* begin Dataset content *

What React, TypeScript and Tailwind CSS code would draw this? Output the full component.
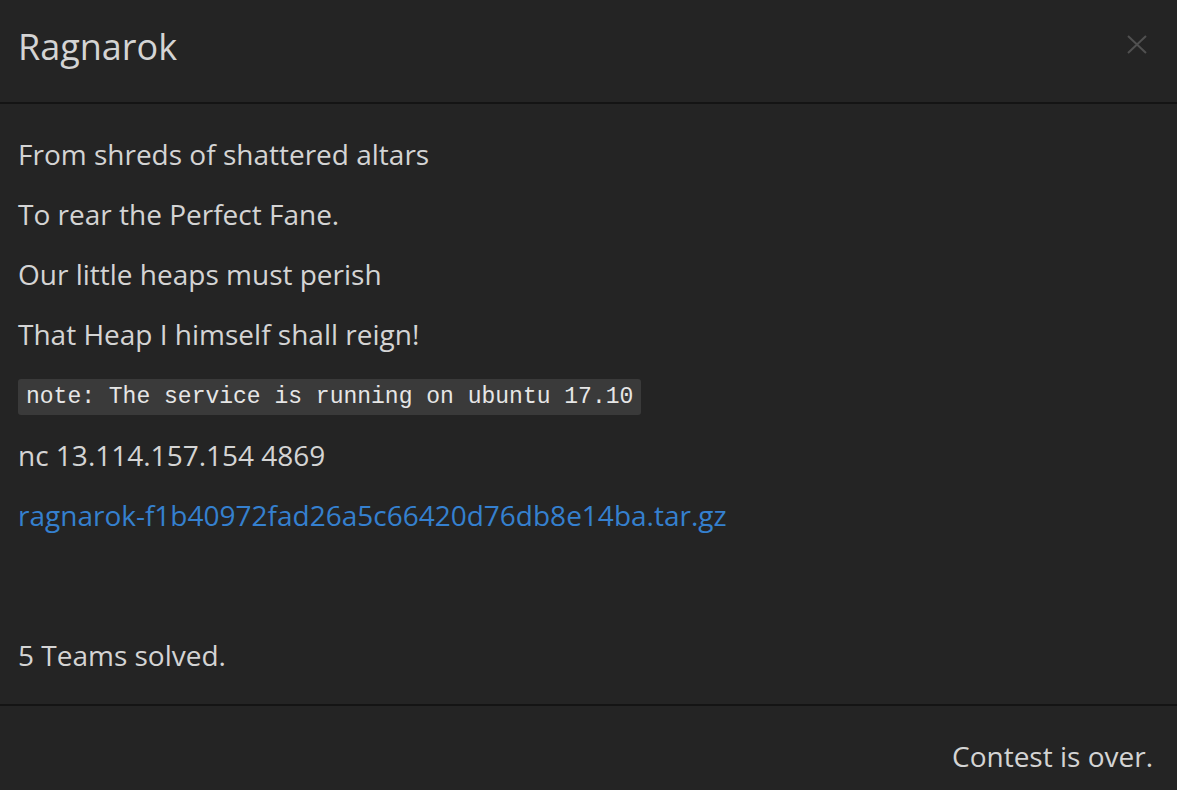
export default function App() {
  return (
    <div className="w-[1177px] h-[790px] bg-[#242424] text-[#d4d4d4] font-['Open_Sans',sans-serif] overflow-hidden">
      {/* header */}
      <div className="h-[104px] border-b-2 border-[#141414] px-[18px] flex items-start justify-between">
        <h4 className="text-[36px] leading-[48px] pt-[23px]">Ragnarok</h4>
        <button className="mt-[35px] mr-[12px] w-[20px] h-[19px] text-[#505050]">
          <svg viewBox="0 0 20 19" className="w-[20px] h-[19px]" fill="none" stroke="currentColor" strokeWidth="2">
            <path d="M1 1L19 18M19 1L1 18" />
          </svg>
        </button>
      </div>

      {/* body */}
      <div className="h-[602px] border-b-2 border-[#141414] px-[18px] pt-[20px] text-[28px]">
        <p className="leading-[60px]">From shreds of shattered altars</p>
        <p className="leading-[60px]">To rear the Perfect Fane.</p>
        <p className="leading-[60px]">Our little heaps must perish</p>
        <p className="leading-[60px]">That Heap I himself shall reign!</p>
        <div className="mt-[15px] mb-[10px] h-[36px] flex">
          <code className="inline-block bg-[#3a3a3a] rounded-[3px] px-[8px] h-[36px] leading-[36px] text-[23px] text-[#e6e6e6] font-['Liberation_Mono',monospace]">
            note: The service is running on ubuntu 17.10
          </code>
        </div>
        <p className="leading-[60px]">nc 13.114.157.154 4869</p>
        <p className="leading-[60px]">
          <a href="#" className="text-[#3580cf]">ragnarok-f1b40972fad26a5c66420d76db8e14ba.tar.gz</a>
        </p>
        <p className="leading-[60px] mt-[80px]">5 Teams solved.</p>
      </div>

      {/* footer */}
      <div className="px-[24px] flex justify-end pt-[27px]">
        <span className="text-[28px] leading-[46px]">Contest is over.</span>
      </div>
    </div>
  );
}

* end Dataset content *

▸ Exercise brief
Leave the pictures out and copy the rest of the data exactly.

▸ Response to the task
What React, TypeScript and Tailwind CSS code would draw this? Output the full component.
export default function App() {
  return (
    <div className="w-[1177px] h-[790px] bg-[#242424] text-[#d4d4d4] font-['Open_Sans',sans-serif] overflow-hidden">
      {/* header */}
      <div className="h-[104px] border-b-2 border-[#141414] px-[18px] flex items-start justify-between">
        <h4 className="text-[36px] leading-[48px] pt-[23px]">Ragnarok</h4>
        <button className="mt-[35px] mr-[12px] w-[20px] h-[19px] text-[#505050]">
          <svg viewBox="0 0 20 19" className="w-[20px] h-[19px]" fill="none" stroke="currentColor" strokeWidth="2">
            <path d="M1 1L19 18M19 1L1 18" />
          </svg>
        </button>
      </div>

      {/* body */}
      <div className="h-[602px] border-b-2 border-[#141414] px-[18px] pt-[20px] text-[28px]">
        <p className="leading-[60px]">From shreds of shattered altars</p>
        <p className="leading-[60px]">To rear the Perfect Fane.</p>
        <p className="leading-[60px]">Our little heaps must perish</p>
        <p className="leading-[60px]">That Heap I himself shall reign!</p>
        <div className="mt-[15px] mb-[10px] h-[36px] flex">
          <code className="inline-block bg-[#3a3a3a] rounded-[3px] px-[8px] h-[36px] leading-[36px] text-[23px] text-[#e6e6e6] font-['Liberation_Mono',monospace]">
            note: The service is running on ubuntu 17.10
          </code>
        </div>
        <p className="leading-[60px]">nc 13.114.157.154 4869</p>
        <p className="leading-[60px]">
          <a href="#" className="text-[#3580cf]">ragnarok-f1b40972fad26a5c66420d76db8e14ba.tar.gz</a>
        </p>
        <p className="leading-[60px] mt-[80px]">5 Teams solved.</p>
      </div>

      {/* footer */}
      <div className="px-[24px] flex justify-end pt-[27px]">
        <span className="text-[28px] leading-[46px]">Contest is over.</span>
      </div>
    </div>
  );
}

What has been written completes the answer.